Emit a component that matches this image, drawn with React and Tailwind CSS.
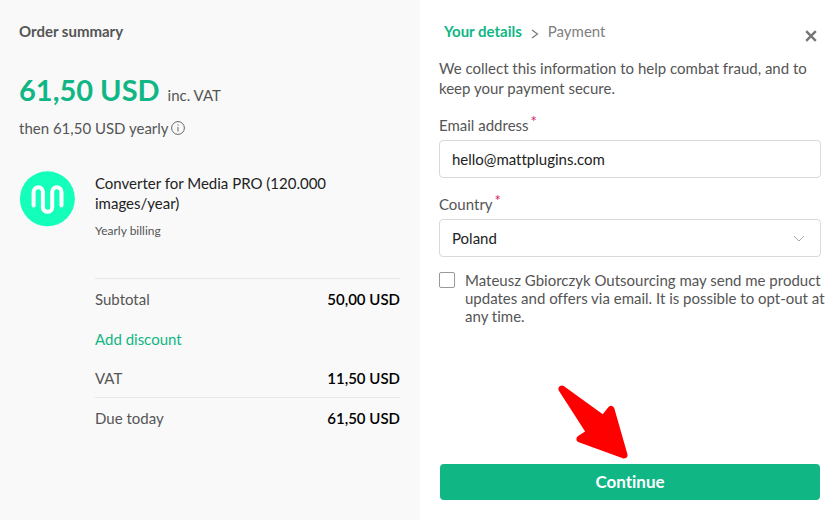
import React from "react";

function Logo() {
  return (
    <svg viewBox="0 0 56 56" className="size-14 shrink-0" role="img" aria-label="Converter for Media">
      <circle cx="28.400" cy="27.800" r="27.500" fill="#14ffb9" />
      <path
        d="M14.600 34.500V20.900a4.650 4.650 0 0 1 9.300 0V36.200a4.650 4.650 0 0 0 9.300 0V20.900a4.650 4.650 0 0 1 9.300 0V34.500"
        fill="none"
        stroke="#fff"
        strokeWidth="4"
        strokeLinecap="round"
      />
    </svg>
  );
}

function InfoIcon() {
  return (
    <svg viewBox="0 0 14 14" className="size-3.5" fill="none" stroke="#666" aria-hidden="true">
      <circle cx="7" cy="7" r="6.400" />
      <path d="M7 6v4.500" />
      <path d="M7 3.500v1.200" />
    </svg>
  );
}

function Arrow() {
  return (
    <svg viewBox="0 0 110 100" className="pointer-events-none absolute bottom-full left-1/2 -mb-1.5 -ml-[90px] h-[100px] w-[110px]" aria-hidden="true">
      <path
        d="M22 19L63.500 49L71 39.500L84 85L40 69L50 62.500Z"
        fill="#f00"
        stroke="#f00"
        strokeWidth="7"
        strokeLinejoin="round"
      />
    </svg>
  );
}

function Amount({ children }) {
  return <dd className="font-semibold text-black">{children}</dd>;
}

function Summary() {
  return (
    <section className="bg-[#f9f9f9] pt-[21px] pr-5 pl-[19px]">
      <h2 className="font-bold">Order summary</h2>
      <p className="mt-[29px] leading-10">
        <strong className="text-[29px] font-bold text-[#10b684]">61,50 USD</strong>
        <span className="ml-2">inc. VAT</span>
      </p>
      <p className="mt-[3px] flex items-center gap-0.5">
        then 61,50 USD yearly <InfoIcon />
      </p>
      <div className="mt-[33px] flex gap-5">
        <Logo />
        <div className="grow pt-0.5">
          <h3 className="max-w-60 text-[#222]">Converter for Media PRO (120.000 images/year)</h3>
          <p className="mt-2 text-xs leading-5">Yearly billing</p>
          <dl className="mt-[37px] border-t border-[#e6e6e6]">
            <div className="flex h-10 items-center justify-between">
              <dt>Subtotal</dt>
              <Amount>50,00 USD</Amount>
            </div>
            <div className="flex h-[39px] items-center">
              <button type="button" className="text-[#10b684]">Add discount</button>
            </div>
            <div className="flex h-[39px] items-center justify-between">
              <dt>VAT</dt>
              <Amount>11,50 USD</Amount>
            </div>
            <div className="flex h-[41px] items-center justify-between border-t border-[#e6e6e6]">
              <dt>Due today</dt>
              <Amount>61,50 USD</Amount>
            </div>
          </dl>
        </div>
      </div>
    </section>
  );
}

function Label({ htmlFor, children }) {
  return (
    <label htmlFor={htmlFor} className="flex">
      {children}
      <span className="ml-0.5 -mt-1 text-[#d81b60]">*</span>
    </label>
  );
}

function Details() {
  return (
    <form className="flex flex-col bg-white px-[19px] pt-[21px] pb-5" onSubmit={(e) => e.preventDefault()}>
      <div className="flex justify-between">
        <ol className="ml-[5px] flex gap-[9px]">
          <li className="font-bold text-[#10b684]">Your details</li>
          <li aria-hidden="true" className="flex items-center">
            <svg viewBox="0 0 8 10" className="mt-1 h-2.5 w-2" fill="none" stroke="#777" strokeWidth="1.200">
              <path d="M1 1l5.500 4L1 9" />
            </svg>
          </li>
          <li className="text-[#808080]">Payment</li>
        </ol>
        <button type="button" aria-label="Close" className="mt-[9px] mr-1 h-3">
          <svg viewBox="0 0 12 12" className="size-3" stroke="#757575" strokeWidth="2.400">
            <path d="M1.200 1.200l9.600 9.600M10.800 1.200L1.200 10.800" />
          </svg>
        </button>
      </div>
      <p className="mt-4">We collect this information to help combat fraud, and to keep your payment secure.</p>
      <div className="mt-[17px]">
        <Label htmlFor="email">Email address</Label>
        <input
          id="email"
          type="email"
          defaultValue="hello@mattplugins.com"
          className="mt-[5px] block h-[38px] w-full rounded border border-[#d9d9d9] bg-white px-3 text-[#222]"
        />
      </div>
      <div className="mt-4">
        <Label htmlFor="country">Country</Label>
        <div className="relative mt-[5px]">
          <select
            id="country"
            defaultValue="Poland"
            className="block h-[38px] w-full appearance-none rounded border border-[#d9d9d9] bg-white px-3 text-[#222]"
          >
            <option>Poland</option>
          </select>
          <svg viewBox="0 0 12 8" className="pointer-events-none absolute top-4 right-4 h-2 w-3" fill="none" stroke="#a5a5b5" aria-hidden="true">
            <path d="M1 1l5 5 5-5" />
          </svg>
        </div>
      </div>
      <div className="mt-[15px] flex gap-2.5">
        <input
          id="offers"
          type="checkbox"
          className="size-4 shrink-0 appearance-none rounded-xs border border-[#999] bg-white checked:bg-[#10b684]"
        />
        <label htmlFor="offers" className="-mt-px -mr-2 leading-[18px]">
          Mateusz Gbiorczyk Outsourcing may send me product updates and offers via email. It is possible to opt-out at any time.
        </label>
      </div>
      <div className="relative mx-px mt-auto">
        <Arrow />
        <button type="submit" className="h-9 w-full rounded bg-[#10b684] text-[17px] font-bold text-white">
          Continue
        </button>
      </div>
    </form>
  );
}

export default function App() {
  return (
    <main className="grid min-h-screen grid-cols-2 font-[Lato,sans-serif] text-[15px] leading-5 text-[#555] [font-variant-ligatures:none]">
      <Summary />
      <Details />
    </main>
  );
}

──────────

Aim of the task >> Print the full listing exactly, dropping the pictures.

Written response >>
Emit a component that matches this image, drawn with React and Tailwind CSS.
import React from "react";

function Logo() {
  return (
    <svg viewBox="0 0 56 56" className="size-14 shrink-0" role="img" aria-label="Converter for Media">
      <circle cx="28.400" cy="27.800" r="27.500" fill="#14ffb9" />
      <path
        d="M14.600 34.500V20.900a4.650 4.650 0 0 1 9.300 0V36.200a4.650 4.650 0 0 0 9.300 0V20.900a4.650 4.650 0 0 1 9.300 0V34.500"
        fill="none"
        stroke="#fff"
        strokeWidth="4"
        strokeLinecap="round"
      />
    </svg>
  );
}

function InfoIcon() {
  return (
    <svg viewBox="0 0 14 14" className="size-3.5" fill="none" stroke="#666" aria-hidden="true">
      <circle cx="7" cy="7" r="6.400" />
      <path d="M7 6v4.500" />
      <path d="M7 3.500v1.200" />
    </svg>
  );
}

function Arrow() {
  return (
    <svg viewBox="0 0 110 100" className="pointer-events-none absolute bottom-full left-1/2 -mb-1.5 -ml-[90px] h-[100px] w-[110px]" aria-hidden="true">
      <path
        d="M22 19L63.500 49L71 39.500L84 85L40 69L50 62.500Z"
        fill="#f00"
        stroke="#f00"
        strokeWidth="7"
        strokeLinejoin="round"
      />
    </svg>
  );
}

function Amount({ children }) {
  return <dd className="font-semibold text-black">{children}</dd>;
}

function Summary() {
  return (
    <section className="bg-[#f9f9f9] pt-[21px] pr-5 pl-[19px]">
      <h2 className="font-bold">Order summary</h2>
      <p className="mt-[29px] leading-10">
        <strong className="text-[29px] font-bold text-[#10b684]">61,50 USD</strong>
        <span className="ml-2">inc. VAT</span>
      </p>
      <p className="mt-[3px] flex items-center gap-0.5">
        then 61,50 USD yearly <InfoIcon />
      </p>
      <div className="mt-[33px] flex gap-5">
        <Logo />
        <div className="grow pt-0.5">
          <h3 className="max-w-60 text-[#222]">Converter for Media PRO (120.000 images/year)</h3>
          <p className="mt-2 text-xs leading-5">Yearly billing</p>
          <dl className="mt-[37px] border-t border-[#e6e6e6]">
            <div className="flex h-10 items-center justify-between">
              <dt>Subtotal</dt>
              <Amount>50,00 USD</Amount>
            </div>
            <div className="flex h-[39px] items-center">
              <button type="button" className="text-[#10b684]">Add discount</button>
            </div>
            <div className="flex h-[39px] items-center justify-between">
              <dt>VAT</dt>
              <Amount>11,50 USD</Amount>
            </div>
            <div className="flex h-[41px] items-center justify-between border-t border-[#e6e6e6]">
              <dt>Due today</dt>
              <Amount>61,50 USD</Amount>
            </div>
          </dl>
        </div>
      </div>
    </section>
  );
}

function Label({ htmlFor, children }) {
  return (
    <label htmlFor={htmlFor} className="flex">
      {children}
      <span className="ml-0.5 -mt-1 text-[#d81b60]">*</span>
    </label>
  );
}

function Details() {
  return (
    <form className="flex flex-col bg-white px-[19px] pt-[21px] pb-5" onSubmit={(e) => e.preventDefault()}>
      <div className="flex justify-between">
        <ol className="ml-[5px] flex gap-[9px]">
          <li className="font-bold text-[#10b684]">Your details</li>
          <li aria-hidden="true" className="flex items-center">
            <svg viewBox="0 0 8 10" className="mt-1 h-2.5 w-2" fill="none" stroke="#777" strokeWidth="1.200">
              <path d="M1 1l5.500 4L1 9" />
            </svg>
          </li>
          <li className="text-[#808080]">Payment</li>
        </ol>
        <button type="button" aria-label="Close" className="mt-[9px] mr-1 h-3">
          <svg viewBox="0 0 12 12" className="size-3" stroke="#757575" strokeWidth="2.400">
            <path d="M1.200 1.200l9.600 9.600M10.800 1.200L1.200 10.800" />
          </svg>
        </button>
      </div>
      <p className="mt-4">We collect this information to help combat fraud, and to keep your payment secure.</p>
      <div className="mt-[17px]">
        <Label htmlFor="email">Email address</Label>
        <input
          id="email"
          type="email"
          defaultValue="hello@mattplugins.com"
          className="mt-[5px] block h-[38px] w-full rounded border border-[#d9d9d9] bg-white px-3 text-[#222]"
        />
      </div>
      <div className="mt-4">
        <Label htmlFor="country">Country</Label>
        <div className="relative mt-[5px]">
          <select
            id="country"
            defaultValue="Poland"
            className="block h-[38px] w-full appearance-none rounded border border-[#d9d9d9] bg-white px-3 text-[#222]"
          >
            <option>Poland</option>
          </select>
          <svg viewBox="0 0 12 8" className="pointer-events-none absolute top-4 right-4 h-2 w-3" fill="none" stroke="#a5a5b5" aria-hidden="true">
            <path d="M1 1l5 5 5-5" />
          </svg>
        </div>
      </div>
      <div className="mt-[15px] flex gap-2.5">
        <input
          id="offers"
          type="checkbox"
          className="size-4 shrink-0 appearance-none rounded-xs border border-[#999] bg-white checked:bg-[#10b684]"
        />
        <label htmlFor="offers" className="-mt-px -mr-2 leading-[18px]">
          Mateusz Gbiorczyk Outsourcing may send me product updates and offers via email. It is possible to opt-out at any time.
        </label>
      </div>
      <div className="relative mx-px mt-auto">
        <Arrow />
        <button type="submit" className="h-9 w-full rounded bg-[#10b684] text-[17px] font-bold text-white">
          Continue
        </button>
      </div>
    </form>
  );
}

export default function App() {
  return (
    <main className="grid min-h-screen grid-cols-2 font-[Lato,sans-serif] text-[15px] leading-5 text-[#555] [font-variant-ligatures:none]">
      <Summary />
      <Details />
    </main>
  );
}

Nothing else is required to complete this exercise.